Logo, a douta sentença recorrida não violou qualquer disposição legal ou constitucional, nomeadamente as invocadas pelo recorrente.
Em suma, improcede in totum o recurso formulado pelos arguidos AA e BB.

IV - DISPOSITIVO:

Pelo exposto, acordam os Juízes da Secção Criminal deste Tribunal da Relação de Guimarães em julgar improcedente o recurso interposto pelos arguidos AA e BB e, em consequência, manter integralmente a sentença recorrida.
 
Custas por cada um dos arguidos/recorrentes, fixando-se a taxa de justiça em 4 UC (arts. 513º, nº1 e 514º, ambos do CPP, arts. 1º, 2º, 3º, 8º, nº 9, todos do Regulamento das Custas Processuais, e Tabela III anexa ao mesmo), sem prejuízo da proteção jurídica (apoio judiciário) nessa modalidade de que eventualmente beneficiem.
*
Notifique (art. 425º, nº6, do CPP).
*
Guimarães, 25 de junho de 2025,

Paulo Correia Serafim (Relator)
[assinatura eletrónica]
Fernando Chaves (1º Adjunto)
[assinatura eletrónica]
Pedro Cunha Lopes (2º Adjunto)
[assinatura eletrónica]

(Acórdão elaborado e integralmente revisto pelo relator, com recurso a meios informáticos, e assinado eletronicamente pelos Desembargadores subscritores – cfr. art. 94º, nºs 2 e 3, do CPP)

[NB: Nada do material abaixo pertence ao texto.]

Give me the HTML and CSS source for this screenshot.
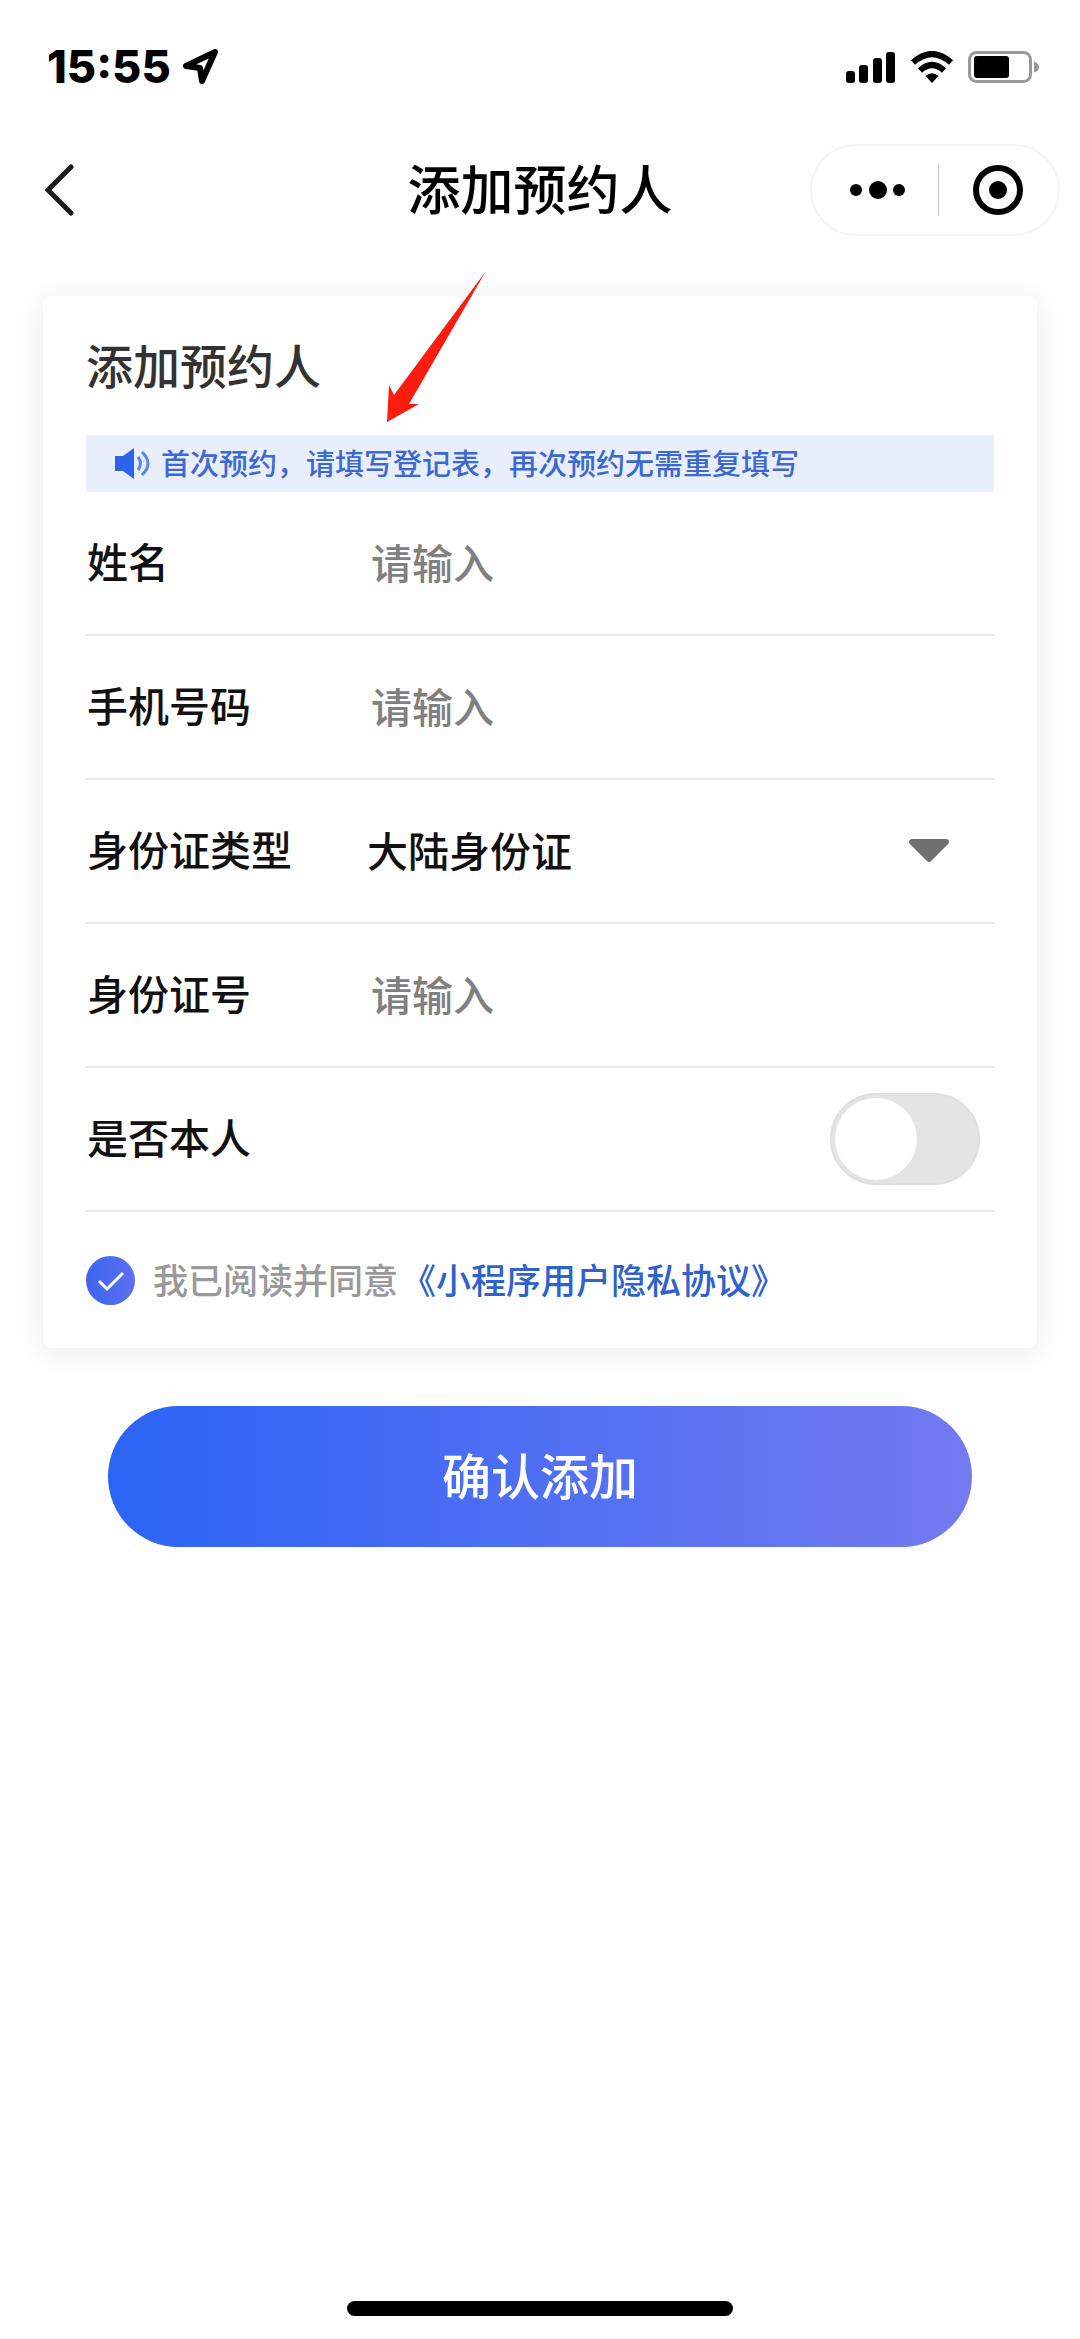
FILE: index.html
```html
<!DOCTYPE html>
<html lang="zh-CN">
<head>
  <meta charset="UTF-8">
  <meta name="viewport" content="width=device-width, initial-scale=1">
  <title>添加预约人</title>
  <link rel="stylesheet" href="styles.css">
</head>
<body>
  <div class="status-bar">
    <div class="status-left">
      <span class="time">15:55</span>
      <svg class="location" width="36" height="36" viewBox="0 0 36 36">
        <path d="M32 3 L3 17 L17 19 L19 32 Z" fill="none" stroke="#000" stroke-width="6" stroke-linejoin="round"/>
      </svg>
    </div>
    <div class="status-right">
      <svg width="50" height="32" viewBox="0 0 50 32">
        <rect x="0" y="20" width="9" height="12" rx="3"/>
        <rect x="13" y="14" width="9" height="18" rx="3"/>
        <rect x="27" y="7" width="9" height="25" rx="3"/>
        <rect x="40" y="1" width="9" height="31" rx="3"/>
      </svg>
      <svg width="44" height="32" viewBox="0 0 44 32">
        <path d="M3 11.5 Q22 -5.5 41 11.5" fill="none" stroke="#000" stroke-width="6"/>
        <path d="M10 19.5 Q22 8.5 34 19.5" fill="none" stroke="#000" stroke-width="6"/>
        <path d="M15.5 25 Q22 19.5 28.5 25 L22 32 Z"/>
      </svg>
      <svg width="72" height="32" viewBox="0 0 72 32">
        <rect x="1.5" y="1.5" width="61" height="29" rx="7" fill="none" stroke="#999" stroke-width="3"/>
        <rect x="6" y="5" width="35" height="22" rx="3"/>
        <path d="M66 10.500 Q71 12 71 16 T66 21.500 Z" fill="#999"/>
      </svg>
    </div>
  </div>

  <header class="nav-bar">
    <button type="button" class="back" aria-label="返回">
      <svg width="30" height="52" viewBox="0 0 30 52">
        <path d="M26 3 L3 26 L26 49" fill="none" stroke="#1a1a1a" stroke-width="5" stroke-linecap="round"/>
      </svg>
    </button>
    <h1>添加预约人</h1>
    <div class="capsule">
      <button type="button" class="more" aria-label="更多">
        <svg width="56" height="52" viewBox="0 0 56 52">
          <circle cx="6" cy="26" r="6"/>
          <circle cx="28" cy="26" r="9"/>
          <circle cx="49" cy="26" r="6"/>
        </svg>
      </button>
      <button type="button" aria-label="关闭">
        <svg width="52" height="52" viewBox="0 0 52 52">
          <circle cx="26" cy="26" r="22" fill="none" stroke="#000" stroke-width="6"/>
          <circle cx="26" cy="26" r="9"/>
        </svg>
      </button>
    </div>
  </header>

  <form class="booking-form">
    <div class="card">
      <h2>添加预约人</h2>
      <div class="notice">
        <svg width="36" height="32" viewBox="0 0 36 32">
          <path d="M0 8 H8 L19 0 V31 L8 23 H0 Z" fill="#2d62ea"/>
          <path d="M23 9 Q28 15.500 23 22" fill="none" stroke="#5b83ea" stroke-width="3"/>
          <path d="M27 4 Q39 15.500 27 27" fill="none" stroke="#5b83ea" stroke-width="3"/>
        </svg>
        <p>首次预约，请填写登记表，再次预约无需重复填写</p>
      </div>

      <div class="row">
        <label for="name">姓名</label>
        <input type="text" id="name" name="name" placeholder="请输入">
      </div>
      <div class="row">
        <label for="phone">手机号码</label>
        <input type="text" id="phone" name="phone" placeholder="请输入">
      </div>
      <div class="row">
        <label for="idType">身份证类型</label>
        <div class="select-box">
          <select id="idType" name="idType">
            <option>大陆身份证</option>
          </select>
          <svg class="caret" width="42" height="26" viewBox="0 0 42 26">
            <path d="M4 4 H38 L21 21 Z" fill="#707070" stroke="#707070" stroke-width="6" stroke-linejoin="round"/>
          </svg>
        </div>
      </div>
      <div class="row">
        <label for="idNo">身份证号</label>
        <input type="text" id="idNo" name="idNo" placeholder="请输入">
      </div>
      <div class="row">
        <label for="isSelf">是否本人</label>
        <input type="checkbox" class="switch" id="isSelf" name="isSelf">
      </div>

      <div class="agreement">
        <span class="check-box">
          <input type="checkbox" id="agree" name="agree" checked>
          <svg class="tick" width="49" height="49" viewBox="0 0 49 49">
            <path d="M13 25 L21 33 L37 17" fill="none" stroke="#fff" stroke-width="3"/>
          </svg>
        </span>
        <label for="agree">我已阅读并同意</label>
        <a href="#">《小程序用户隐私协议》</a>
      </div>

      <svg class="pointer" width="100" height="152" viewBox="0 0 100 152">
        <path d="M99 0 L7 124 L2 114 L0 151 L32 133 L22 133 Z" fill="#fb1c10"/>
      </svg>
    </div>

    <button type="submit" class="submit">确认添加</button>
  </form>

  <div class="home-bar"></div>
</body>
</html>
```

FILE: styles.css
```css
* {
  box-sizing: border-box;
}

body {
  display: flex;
  flex-direction: column;
  min-height: 100vh;
  margin: 0;
  background-color: #fefefe;
  color: #111;
  font-family: "Noto Sans CJK SC", sans-serif;
  font-size: 41px;
  font-weight: 500;
}

h1, h2, p {
  margin: 0;
}

button, input, select {
  margin: 0;
  padding: 0;
  border: none;
  background: none;
  color: inherit;
  font: inherit;
}

svg {
  display: block;
  flex: none;
}

/* status bar */
.status-bar {
  display: flex;
  justify-content: space-between;
  align-items: center;
  height: 133px;
  padding: 0 40px 0 47px;
}

.status-left {
  display: flex;
  align-items: center;
  gap: 12px;
}

.status-right {
  display: flex;
  gap: 14px;
}

.time {
  color: #000;
  font-family: Inter, sans-serif;
  font-size: 45px;
  font-weight: 800;
}

/* nav bar */
.nav-bar {
  display: grid;
  grid-template-columns: 1fr auto 1fr;
  align-items: center;
  height: 114px;
  padding: 0 20px;
}

.nav-bar h1 {
  padding-bottom: 6px;
  color: #000;
  font-size: 53px;
  font-weight: 500;
}

.back {
  justify-self: start;
  padding-left: 25px;
}

.capsule {
  display: flex;
  justify-self: end;
  align-items: center;
  width: 250px;
  height: 92px;
  border: 2px solid #f5f5f5;
  border-radius: 46px;
}

.capsule button {
  display: flex;
  flex: 1;
  justify-content: center;
}

.capsule .more {
  padding-left: 6px;
}

.capsule button + button {
  border-left: 1px solid #ccc;
}

/* form */
.booking-form {
  padding: 49px 43px 0;
}

.card {
  position: relative;
  padding: 0 43px;
  border-radius: 8px;
  background-color: #fefefe;
  box-shadow: 0 4px 28px rgba(0, 0, 0, 0.08);
}

.card h2 {
  padding-bottom: 4px;
  color: #333;
  font-size: 47px;
  font-weight: 500;
  line-height: 135px;
}

.notice {
  display: flex;
  align-items: center;
  gap: 10px;
  height: 57px;
  padding-left: 29px;
  background-color: #e9eefd;
  color: #3c69cf;
  font-size: 29px;
}

.notice p {
  padding-bottom: 4px;
}

.row {
  display: flex;
  align-items: center;
  justify-content: space-between;
  height: 144px;
  border-bottom: 2px solid #e9e9e9;
}

.row label {
  flex: none;
  width: 281px;
  padding: 0 0 6px 1px;
}

.row input[type="text"] {
  flex: 1;
  min-width: 0;
  padding: 0 0 4px 4px;
}

.row input::placeholder {
  color: #808080;
}

.select-box {
  position: relative;
  flex: 1;
}

.select-box select {
  display: block;
  width: 100%;
  padding-bottom: 4px;
  appearance: none;
}

.caret {
  position: absolute;
  top: 50%;
  right: 44px;
  transform: translateY(-50%);
  pointer-events: none;
}

.switch {
  display: flex;
  align-items: center;
  width: 150px;
  height: 92px;
  margin-right: 14px;
  padding: 0 3px;
  border: 2px solid #dfdfdf;
  border-radius: 46px;
  background-color: #e4e4e4;
  appearance: none;
}

.switch::before {
  content: "";
  width: 82px;
  height: 82px;
  border-radius: 50%;
  background-color: #fff;
}

.switch:checked {
  justify-content: flex-end;
  background-color: #2d65f5;
}

.agreement {
  display: flex;
  align-items: center;
  height: 136px;
  color: #999;
  font-size: 35px;
}

.agreement label,
.agreement a {
  padding-bottom: 4px;
}

.agreement a {
  margin-left: 3px;
  color: #2f62cc;
  text-decoration: none;
}

.check-box {
  position: relative;
  margin-right: 18px;
}

.check-box input {
  display: block;
  width: 49px;
  height: 49px;
  border-radius: 50%;
  background: linear-gradient(90deg, #3d66ee, #5c6ff0);
  appearance: none;
}

.tick {
  position: absolute;
  top: 0;
  left: 0;
  pointer-events: none;
}

/* red arrow over the card, pointing at the notice */
.pointer {
  position: absolute;
  top: -25px;
  left: 344px;
  pointer-events: none;
}

.submit {
  display: block;
  width: calc(100% - 130px);
  height: 141px;
  margin: 58px auto 0;
  padding-bottom: 6px;
  border-radius: 71px;
  background: linear-gradient(90deg, #2b64f5, #747af0);
  color: #fff;
  font-size: 49px;
}

.home-bar {
  width: 386px;
  height: 15px;
  margin: auto auto 23px;
  border-radius: 8px;
  background-color: #000;
}
```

[1] Cfr., neste sentido, Paulo Pinto de Albuquerque, in “Comentário do Código de Processo Penal”, 2ª Edição, UCE, 2008, anot. 3 ao art. 402º, págs. 1030 e 1031; M. Simas Santos/M. Leal Henriques, in “Código de Processo Penal Anotado”, II Volume, 2ª Edição, Editora Reis dos Livros, 2004, p. 696; Germano Marques da Silva, in “Direito Processual Penal Português - Do Procedimento (Marcha do Processo)”, Vol. 3, Universidade Católica Editora, 2018, pág. 335; Acórdão de Fixação de Jurisprudência do S.T.J. nº 7/95 de 19/10/1995, publicado no DR, Série I-A, de 28/12/1995, em interpretação que mantém atualidade.